No doubt some liberated slaves were worse off for having the responsibility to earn their own keep they weren't used to.
I choose to give the western society credit where it's due: there is no such thing as famine anymore. That you have to put in a bit of effort to not grow fat is small potatoes compared to that. Also, it's a choice to let your food industry dump tons of sugar into everything or whatever it is that is wrong with American food industry.
I'm not comparing you to someone who claims that western society is good, because it provides abundance, even if that means you have to put in effort to not grow fat, or regulate the food industry.

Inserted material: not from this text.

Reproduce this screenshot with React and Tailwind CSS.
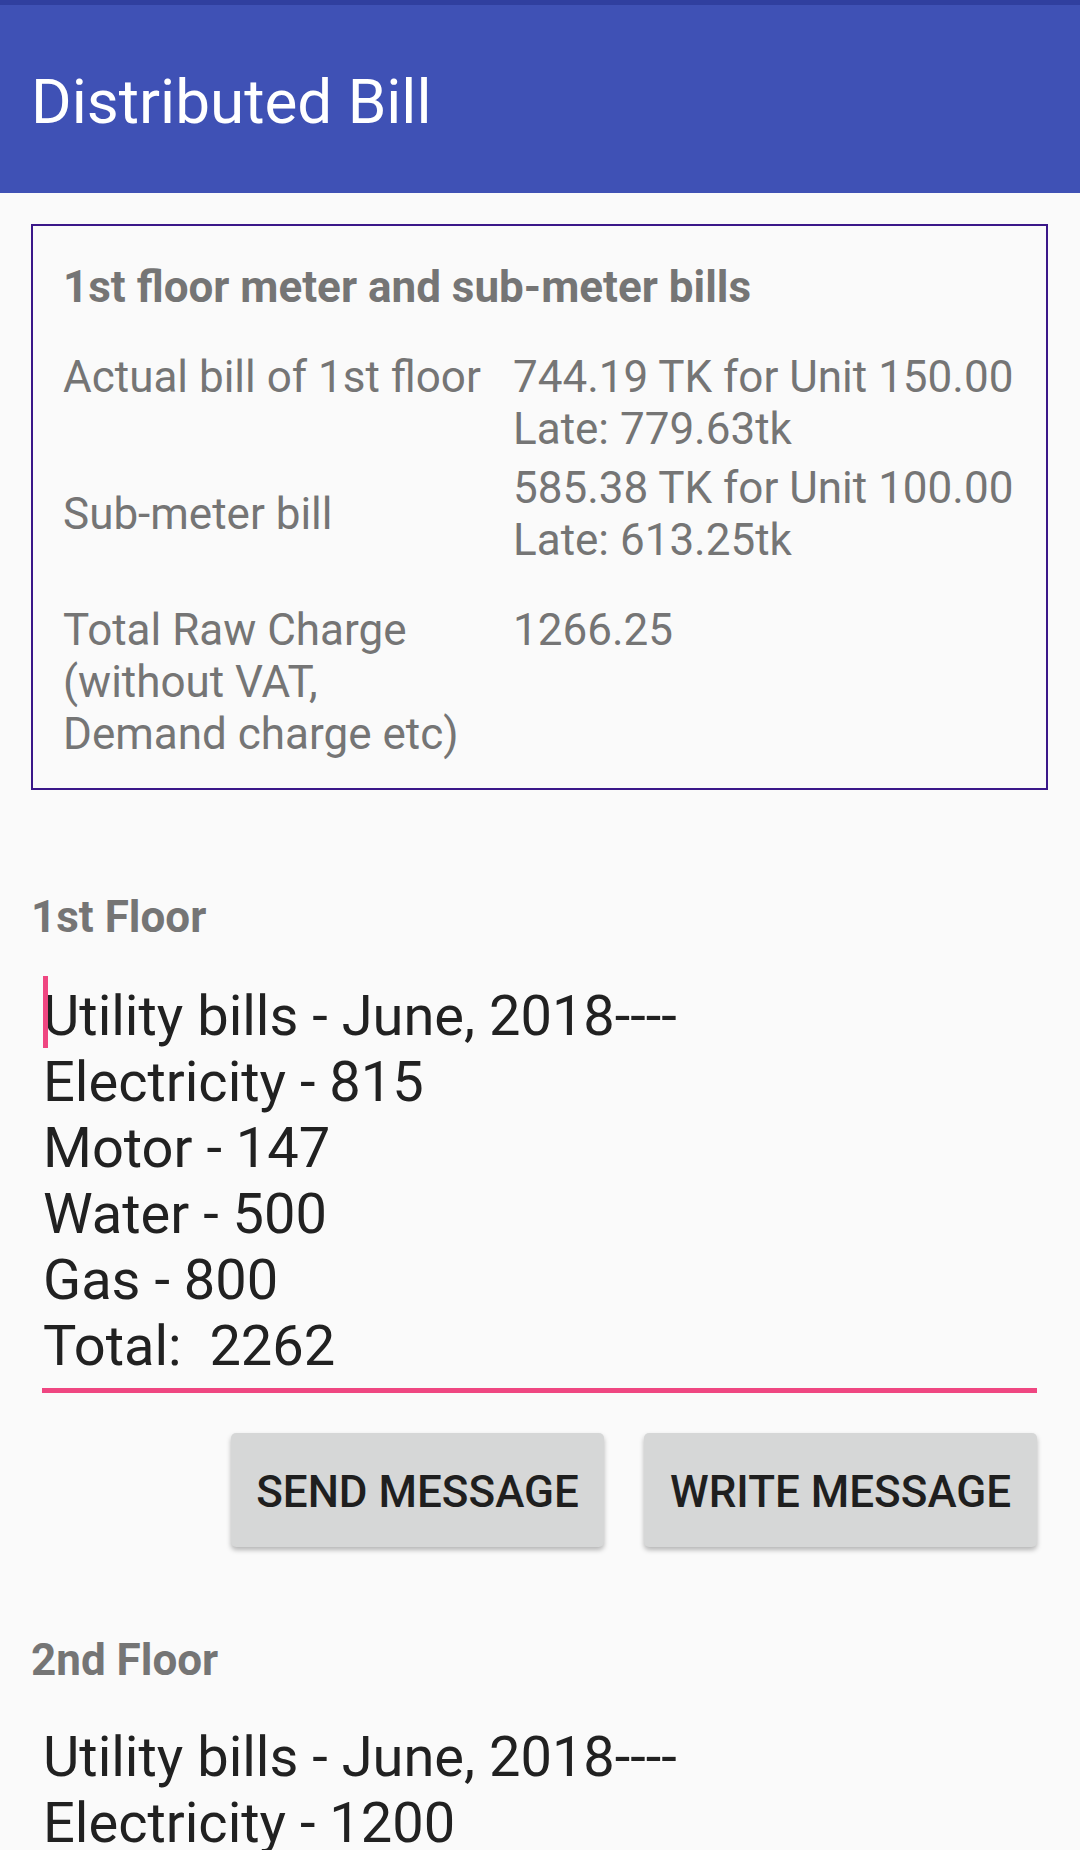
import React from "react";

// meter / sub-meter rows for the summary card
const meterRows = [
  {
    label: ["Actual bill of 1st floor"],
    value: ["744.19 TK for Unit 150.00", "Late: 779.63tk"],
    gap: "mt-[38px]",
    top: true,
  },
  {
    label: ["Sub-meter bill"],
    value: ["585.38 TK for Unit 100.00", "Late: 613.25tk"],
    gap: "mt-[7px]",
    top: false,
  },
  {
    label: ["Total Raw Charge", "(without VAT,", "Demand charge etc)"],
    value: ["1266.25"],
    gap: "mt-[38px]",
    top: true,
  },
];

const firstFloor = [
  "Utility bills - June, 2018----",
  "Electricity - 815",
  "Motor - 147",
  "Water - 500",
  "Gas - 800",
  "Total:  2262",
];

const secondFloor = [
  "Utility bills - June, 2018----",
  "Electricity - 1200",
  "Motor - 147",
  "Water - 500",
  "Gas - 800",
];

function MessageBox({ lines, focused }) {
  return (
    <div
      className={
        "relative mx-[11px] pl-px " +
        (focused ? "pb-[9px] border-b-[5px] border-[#ef4681]" : "")
      }>
      {focused && (
        <span className="absolute left-[1px] top-[-7px] w-[5px] h-[72px] bg-[#ef4681]"></span>
      )}
      {lines.map((line, i) => (
        <div
          key={i}
          className="text-[56px] leading-[66px] text-[#212121] whitespace-pre">
          {line}
        </div>
      ))}
    </div>
  );
}

export default function App() {
  return (
    <div className="h-[1850px] overflow-hidden bg-[#fafafa] font-['Roboto',sans-serif]">
      <div className="h-[5px] bg-[#303f9f]"></div>
      <div className="h-[188px] bg-[#3f51b5] pl-[31px] pt-[60px]">
        <h1 className="text-[62px] leading-[73px] text-white">
          Distributed Bill
        </h1>
      </div>

      <div className="pl-[31px] pr-[32px]">
        {/* summary card */}
        <div className="mt-[31px] border-2 border-[#3a1789] pt-[35px] pb-[28px] pl-[30px] pr-[20px]">
          <div className="text-[44px] leading-[52px] font-bold text-[#757575]">
            1st floor meter and sub-meter bills
          </div>
          {meterRows.map((row, i) => (
            <div
              key={i}
              className={
                "grid grid-cols-[450px_1fr] items-center text-[44px] leading-[52px] text-[#757575] " +
                row.gap
              }>
              <div className={row.top ? "self-start" : ""}>
                {row.label.map((l, j) => (
                  <div key={j}>{l}</div>
                ))}
              </div>
              <div className={row.top ? "self-start" : ""}>
                {row.value.map((v, j) => (
                  <div key={j} className="whitespace-nowrap">
                    {v}
                  </div>
                ))}
              </div>
            </div>
          ))}
        </div>

        {/* 1st floor */}
        <div className="mt-[101px] text-[44px] leading-[52px] font-bold text-[#757575]">
          1st Floor
        </div>
        <div className="mt-[40px]">
          <MessageBox lines={firstFloor} focused />
        </div>

        <div className="mt-[40px] mr-[11px] flex justify-end gap-[40px]">
          <button className="w-[373px] h-[114px] pt-[4px] rounded-[5px] bg-[#d6d7d7] shadow-[0_3px_5px_rgba(0,0,0,0.28)] text-[44px] font-medium text-[#1f1f1f]">
            SEND MESSAGE
          </button>
          <button className="w-[393px] h-[114px] pt-[4px] rounded-[5px] bg-[#d6d7d7] shadow-[0_3px_5px_rgba(0,0,0,0.28)] text-[44px] font-medium text-[#1f1f1f]">
            WRITE MESSAGE
          </button>
        </div>

        {/* 2nd floor */}
        <div className="mt-[87px] text-[44px] leading-[52px] font-bold text-[#757575]">
          2nd Floor
        </div>
        <div className="mt-[38px]">
          <MessageBox lines={secondFloor} />
        </div>
      </div>
    </div>
  );
}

I'm comparing you to the HAES / Lizzo's beuty enjoyers / fitness is fascism people. People who see fatness itself as liberation from oppressive forces like beuty standards, healthy diets and exercise.
Is your view that "fitness is fascism" people are to being in shape like the "I don't want to have to marry a man to make a living/have to marry a woman to obtain companionship and sex" people to obligate marriage?
Rest assured I don't think that being a 1000 body count fuckboy/slut should be the highest aspiration and the goal of all freedom-loving people.
Like the "there is no such thing as famine anymore" / "motherhood is merely the means of reproduction and little else" people are to it. People who didn't want to marry always existed and weren't a problem.
I'd say that this what your views lead to, whether you think they should or not, but the next step is likely going to be sexless rat utopia, so we won't even get the 1000 "body" orgies.